La première, au xie siècle, pourrait correspondre à l'église mentionnée dans l'acte de donation. Il en subsiste aujourd'hui les murs gouttereaux de la nef. Au siècle suivant (début xiie ?), la prieurale connaît d'importantes modifications. Les murs de la nef sont conservés, mais de nouvelles fenêtres se substituent aux baies primitives. Le chevet, que l'on peut supposer formé d'une abside unique, est remplacé par celui que nous connaissons, avec son transept débordant et ses trois absides. À l'ouest, une nouvelle façade est également construite, dotée d'un vaste et profond portail. En plein cintre, sans linteau ni tympan, celui-ci est orné de trois riches voussures de profil identique, deux tores encadrant un filet biseauté. Une mince archivolte décorée de petites boules l'enveloppe extérieurement. Les voussures reposent sur des colonnettes aux chapiteaux décorés de feuillages mais qui, taillés dans une pierre tendre pour permettre une sculpture fine, sont aujourd'hui très dégradés. Sur les tailloirs sont
gravés les six premiers mots de l’Ave Maria.
Au-dessus du portail s'ouvre une large et belle fenêtre en plein cintre, encadrée d’une archivolte reposant sur deux colonnettes, analogues à celles du portail. Le pignon est décoré d’une croix aux quatre branches égales sculptées en relief sur un disque de pierre.
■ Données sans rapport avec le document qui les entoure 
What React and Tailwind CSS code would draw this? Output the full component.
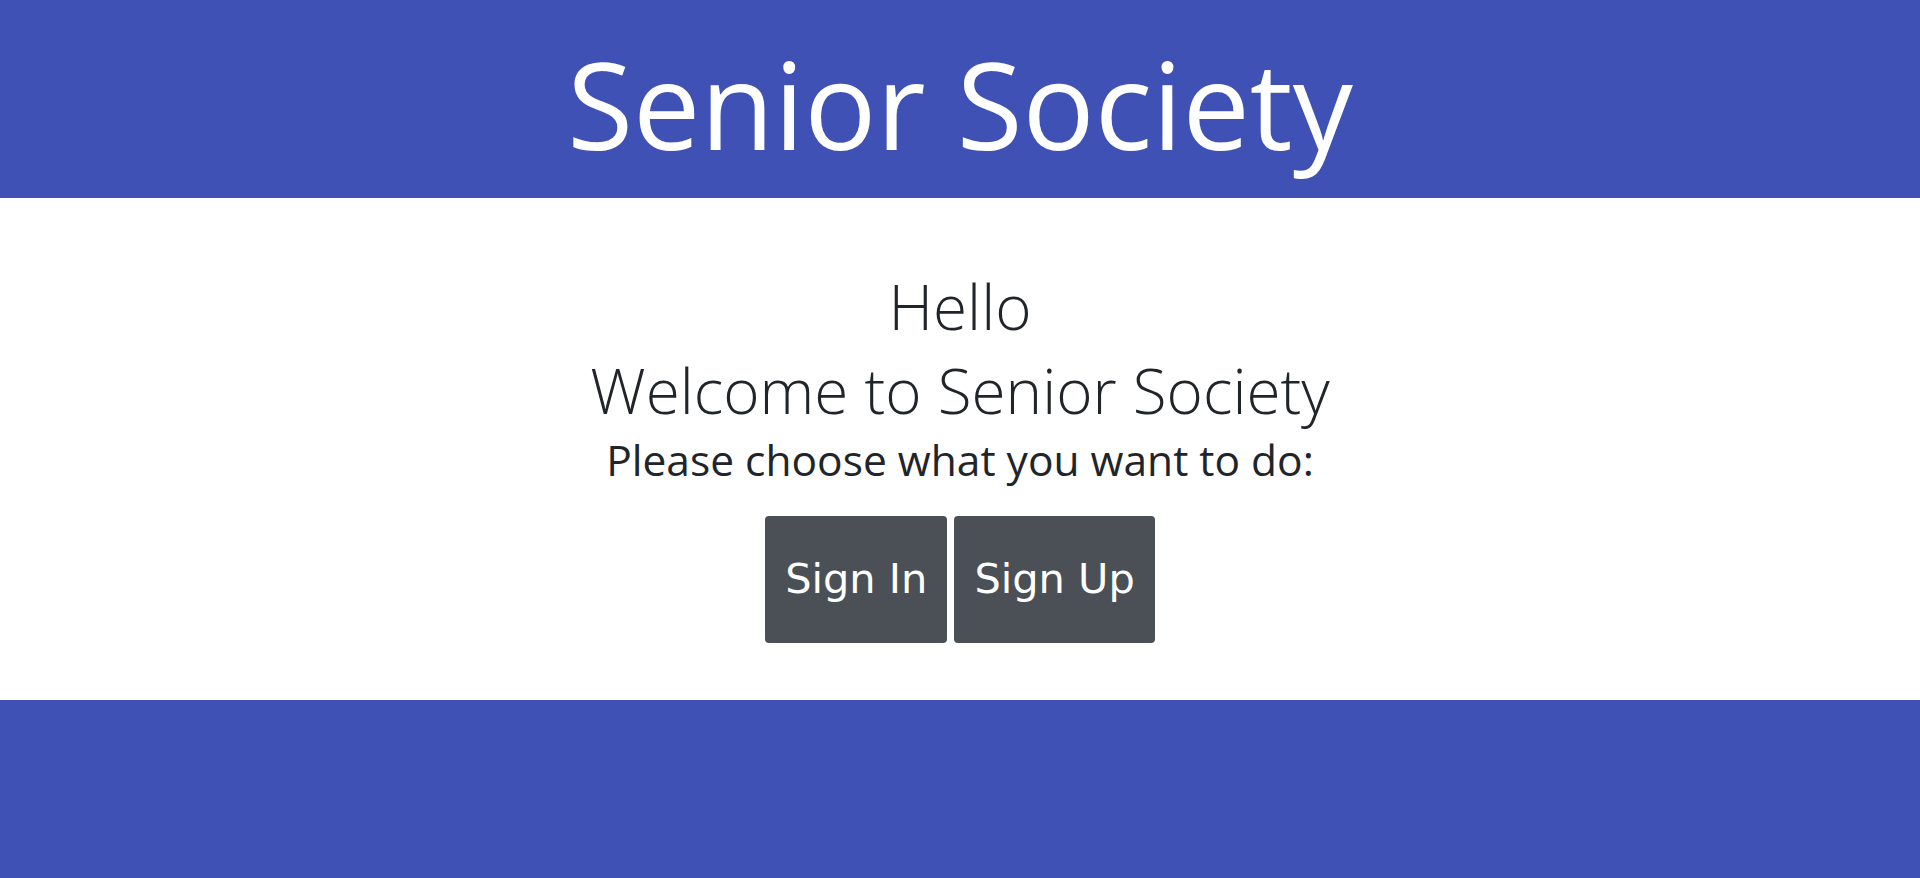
import React from "react";

function Header() {
  return (
    <header className="h-[198px] bg-[#3f51b5] flex items-center justify-center">
      <h1 className="text-white text-[120px] leading-none font-['Open_Sans',sans-serif] pt-[10px]">
        Senior Society
      </h1>
    </header>
  );
}

function Welcome() {
  return (
    <main className="h-[502px] bg-white flex flex-col items-center pt-[66px] text-[#212529] font-['Open_Sans',sans-serif]">
      <p className="text-[62px] font-light leading-[84px]">Hello</p>
      <p className="text-[62px] font-light leading-[84px]">Welcome to Senior Society</p>
      <p className="text-[42.5px] leading-[52px] pt-[2px]">Please choose what you want to do:</p>
      <div className="flex gap-[7px] mt-[30px]">
        <button className="h-[127px] px-[20px] rounded bg-[#4a5056] text-white text-[41.5px] font-['DejaVu_Sans',sans-serif]">
          Sign In
        </button>
        <button className="h-[127px] px-[20px] rounded bg-[#4a5056] text-white text-[41.5px] font-['DejaVu_Sans',sans-serif]">
          Sign Up
        </button>
      </div>
    </main>
  );
}

export default function App() {
  return (
    <div className="min-h-[878px] flex flex-col">
      <Header />
      <Welcome />
      <footer className="flex-1 bg-[#3f51b5]"></footer>
    </div>
  );
}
À l'intérieur, on retrouve bien le plan en croix latine, avec sa nef unique, son large transept
sur lequel s'ouvrent trois absides et, sur la croisée, une coupole octogonale établie sur de petites trompes coniques.
Cette coupole est supportée par de puissants arcs qui prennent appui sur huit colonnes engagées massives aux chapiteaux sculptés.
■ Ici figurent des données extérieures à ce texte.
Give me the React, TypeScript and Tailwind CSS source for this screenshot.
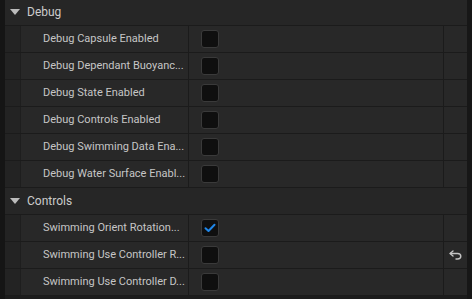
const debugRows = [
  "Debug Capsule Enabled",
  "Debug Dependant Buoyanc...",
  "Debug State Enabled",
  "Debug Controls Enabled",
  "Debug Swimming Data Ena...",
  "Debug Water Surface Enabl...",
];

const controlRows = [
  { label: "Swimming Orient Rotation...", checked: true, reset: false },
  { label: "Swimming Use Controller R...", checked: false, reset: true },
  { label: "Swimming Use Controller D...", checked: false, reset: false },
];

function Checkbox({ checked }: { checked?: boolean }) {
  return (
    <div className="w-[18px] h-[18px] rounded-[3px] bg-[#0f0f0f] border border-[#3a3a3a] flex items-center justify-center">
      {checked && (
        <svg width="12" height="10" viewBox="0 0 12 10" fill="none">
          <path d="M1.5 5.2L4.5 8L10.5 1.8" stroke="#1f86e8" strokeWidth="2" strokeLinecap="round" strokeLinejoin="round" />
        </svg>
      )}
    </div>
  );
}

function ResetIcon() {
  return (
    <svg width="13" height="10" viewBox="0 0 13 10" fill="none">
      <path d="M4 1L1 3.5L4 6" stroke="#c4c4c4" strokeWidth="1.4" strokeLinecap="round" strokeLinejoin="round" />
      <path d="M1.5 3.5H8.5C10.4 3.5 11.8 4.7 11.8 6.3C11.8 7.9 10.4 9 8.5 9H7" stroke="#c4c4c4" strokeWidth="1.4" strokeLinecap="round" />
    </svg>
  );
}

function Category({ title }: { title: string }) {
  return (
    <div className="flex items-center h-[27px] bg-[#262626] border-b border-[#1b1b1b] pl-[5px]">
      <svg width="10" height="6" viewBox="0 0 10 6" className="mr-[7px] shrink-0">
        <path d="M0 0H10L5 6Z" fill="#bcbcbc" />
      </svg>
      <span className="text-[12px] text-[#cccccc]">{title}</span>
    </div>
  );
}

function Row({ label, checked, reset }: { label: string; checked?: boolean; reset?: boolean }) {
  return (
    <div className="flex h-[27px] border-b border-[#1b1b1b]">
      <div className="w-[16px] bg-[#232323] border-r border-[#1e1e1e]" />
      <div className="w-[168px] flex items-center pl-[22px] bg-[#282828] border-r border-[#1b1b1b] text-[11px] text-[#c6c6c6] whitespace-nowrap overflow-hidden">
        {label}
      </div>
      <div className="flex-1 flex items-center pl-[12px] bg-[#282828] border-r border-[#1b1b1b]">
        <Checkbox checked={checked} />
      </div>
      <div className="w-[23px] flex items-center justify-center bg-[#282828]">
        {reset && <ResetIcon />}
      </div>
    </div>
  );
}

export default function App() {
  return (
    <div className="w-[472px] h-[299px] bg-[#1c1c1c] flex overflow-hidden" style={{ fontFamily: "Roboto, 'Liberation Sans', sans-serif" }}>
      <div className="w-[5px] bg-[#151515]" />
      <div className="flex-1 flex flex-col">
        <div className="-mt-[1px]">
          <Category title="Debug" />
        </div>
        {debugRows.map((r) => (
          <Row key={r} label={r} />
        ))}
        <Category title="Controls" />
        {controlRows.map((r) => (
          <Row key={r.label} label={r.label} checked={r.checked} reset={r.reset} />
        ))}
      </div>
      <div className="w-[5px] bg-[#171717]" />
    </div>
  );
}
La nef n'est pas voûtée, mais couverte d'une charpente ; l'étude archéologique conduite par Anne Baud a pu mettre en évidence les traces laissées par les charpentes qui se sont succédé au cours des siècles.
Sous l'impulsion de l'Association des Amis de Veyrines, la pose d'une nouvelle charpente et la rénovation de la couverture de la nef ont été réalisées en 2015.
Trois des chapiteaux de la croisée du transept sont remarquablement historiés. C'est d'abord le péché originel. Le serpent tient dans sa gueule une énorme pomme qu'Ève saisit de la main droite et qu'en même temps elle présente à Adam de l'autre main. Celui-ci saisit le bras d'Ève, peut-être pour repousser la tentation, mais en même temps on voit qu'il a déjà entamé le fruit défendu et, si l'on en juge par le geste de sa main gauche, celui-ci lui reste dans le gosier… Et le film se termine sur la troisième face du chapiteau par le châtiment, Dieu le Père chassant Adam avec un fouet en forme de palme.
La tentation d'Ève |
Sur le deuxième chapiteau, une scène rarement représentée, la
descente du Christ aux limbes. Le Christ barbu, tenant la croix, tire un homme de la gueule d'un dragon aux énormes dents
pointues, tandis que d'autres personnages, sortant également
d'une gueule du monstre, tendent vers lui des bras suppliants.
Enfin, le troisième chapiteau historié est d'une facture très
différente. La scène, traitée en méplat, représente le combat de
deux chevaliers. Beaucoup y voient l'évocation du combat des
vices et des vertus, mais on peut aussi penser au rappel d'un fait
historique local, concernant peut-être les Pagan de Mahun.
La descente aux Enfers |
Le combat des Vices et des Vertus ? |
En 1966, François Malartre, un notable lyonnais amoureux de Veyrines, ancien administrateur de la Société de Sauvegarde et co-auteur de l'ouvrage bien connu « Visites à travers le Patrimoine ardéchois » a créé l'association « Les Amis de Veyrines », réunissant autour de lui amis, personnalités politiques et religieuses, habitants, entrepreneurs... Ensemble, ils ont réussi à redonner à l'église la beauté de son état d'origine.
Depuis 2014, l'association a pris un nouveau départ sous la présidence de Mme Chantal Chiflet.
Outre les importants travaux de rénovation de la toiture que nous venons d'évoquer, elle s'est donné également pour but d'animer non seulement le lieu, mais aussi les alentours par l'organisation de concerts, d'expositions et autres manifestations culturelles.
Le 12 juin 2016, l'association a fêté son cinquantième anniversaire et a proposé à cette occasion tout un programme d'animations culturelles.
Par ailleurs, toujours à l’occasion du cinquantenaire de
l’association, Les Amis de Veyrines
ont fait paraître un ouvrage illustré : « L’église de Veyrines », premier titre de
la collection « Regards sur l’Ardèche
verte ».
En 2017, un nouveau projet de développement lié à la mise à disposition de l'association d'une maison voisine de l'église, la « Maison de Marcel », a été initié.